We don’t often see Jesus on his own – once he starts his ministry he is typically surrounded by people, but occasionally he goes away to a desert place or up a mountain – to a place of wilderness – in order to pray and to regroup. In today’s Gospel, he tried to take his disciples on retreat into the wilderness but they were followed and soon they were surrounded by thousands of hungry people. And through some miracle, as Jesus broke the bread, it became enough for everyone. Just like the manna from heaven.
Wilderness is associated both with hunger and with God’s provision. It can be a place of creativity and spiritual formation.
But when you’re in the middle of the wilderness, hungry, tired and lonely, God seems a long way away. In my own life, I have experienced several bouts of severe depression. Times when I’m constantly tired, it seems very hard to get out of bed and nothing interests me even if I had the energy to do it. Times when God seems very far away.
We live in a time when we think that if we are walking in the Spirit we are going to feel good. We should be living in the zone or in the flow, when spiritual energy moves through us bringing everything into a loving, simple, easy path. Whether it’s the O magazine or Real Simple or even Woman’s World, every time we walk through the grocery checkout we are assailed with pictures of women who have found the secret and lost weight, organized their closet and finally gotten their lives together.
So when you’re wandering in the wilderness, you not only have the sense of being radically lost and alone but also the guilt that if you were living right this wouldn’t be happening. This is confirmed by signs which say “If God seems far away, guess who moved?”
But I want to suggest to you that in the spiritual life, wilderness times of dryness are very normal. They are not always the same as depression but often the two seem to come together. For whatever reason it seems as though all the things that gave us joy, all the places that our spirit soared, all the practices which sustained us, no longer do. But that is not an indication that God is any further away than before. God was no further from the Hebrew people in the wilderness than he had been when they had enjoyed fresh vegetables in Egypt. God was no further from Jesus when he was being tempted than during the transfiguration.
We can’t actually be far away from God since God is in and through all things. We can harden our hearts to the promptings of the Spirit and turn away from the path of humility. That can make it seem more difficult to connect with the divine.
But dry, wilderness times when we long for God and yet cannot seem to connect, are a normal part of the spiritual journey. In fact they are a good sign. Many of the saints experienced such times and the 16th century Spanish mystic John of the Cross coined the phrase, “the dark night of the soul” to describe these periods when God seems absent. Mother Teresa spent decades in this kind of darkness, even while she was tending to the sick and dying in Calcutta. She wrote, “If there be God –please forgive me–When I try to raise my thoughts to Heaven–there is such convicting emptiness that those very thoughts return like sharp knives & hurt my very soul.–I am told God loves me–and yet the reality of darkness & coldness & emptiness is so great that nothing touches my soul.”[1]
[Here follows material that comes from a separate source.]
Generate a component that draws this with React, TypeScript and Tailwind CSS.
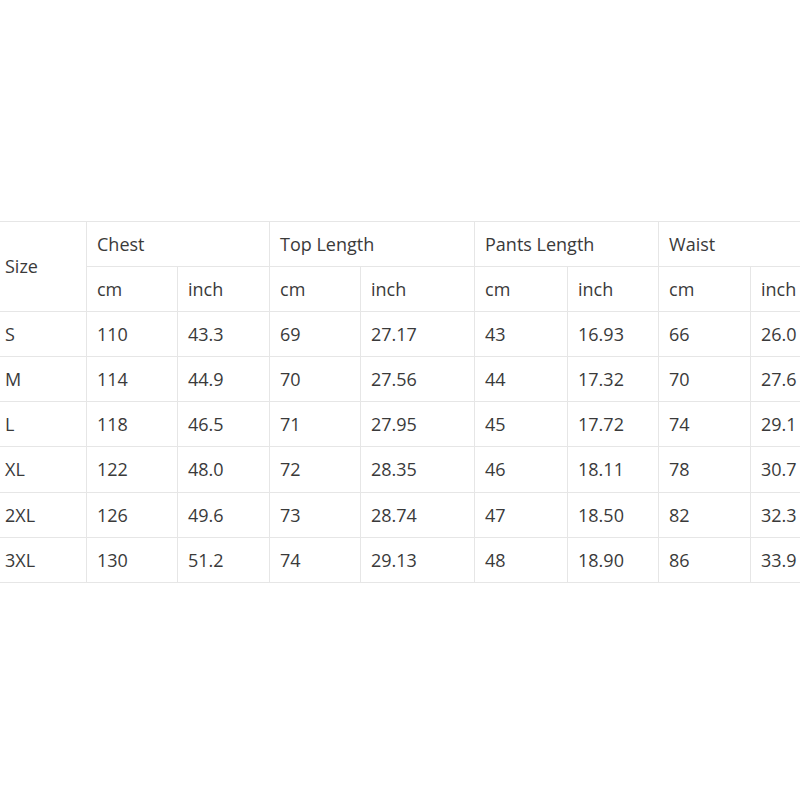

I don’t know why this is. But it does seem that such periods may, for most of us who are not Mother Teresa, lead to a deeper spiritual growth, to new healing. In the desert there is always the hope of water. The promise of new life. The prophet Isaiah said,
Do not remember the former things,
or consider the things of old.
I am about to do a new thing;
now it springs forth, do you not perceive it?
I will make a way in the wilderness
and rivers in the desert.
The wild animals will honor me,
the jackals and the ostriches;
for I give water in the wilderness,
rivers in the desert,
to give drink to my chosen people,
the people whom I formed for myself
so that they might declare my praise.
This is our hope. That in the wilderness God promises there will be water. Whether your wilderness is one of depression, physical pain, loneliness, despair, or a spiritual crisis, God promises that there will be water, there will be relief.
There is an evening prayer which we sometimes use at the end of the Saturday eucharist. The last verse says,
The night heralds the dawn
Let us look expectantly to a new day,
New joys, new possibilities.
Jesus used his times in the wilderness as springboards for his ministry. The Hebrews used their time of wandering to become a self-identified people with an identity and an ethos.
I don’t know why we have times in the wilderness. But I do know that God uses them to make us more Christ-like, to transform us into the people she created us to be. I do know that there is always hope and that we can look expectantly to a new day.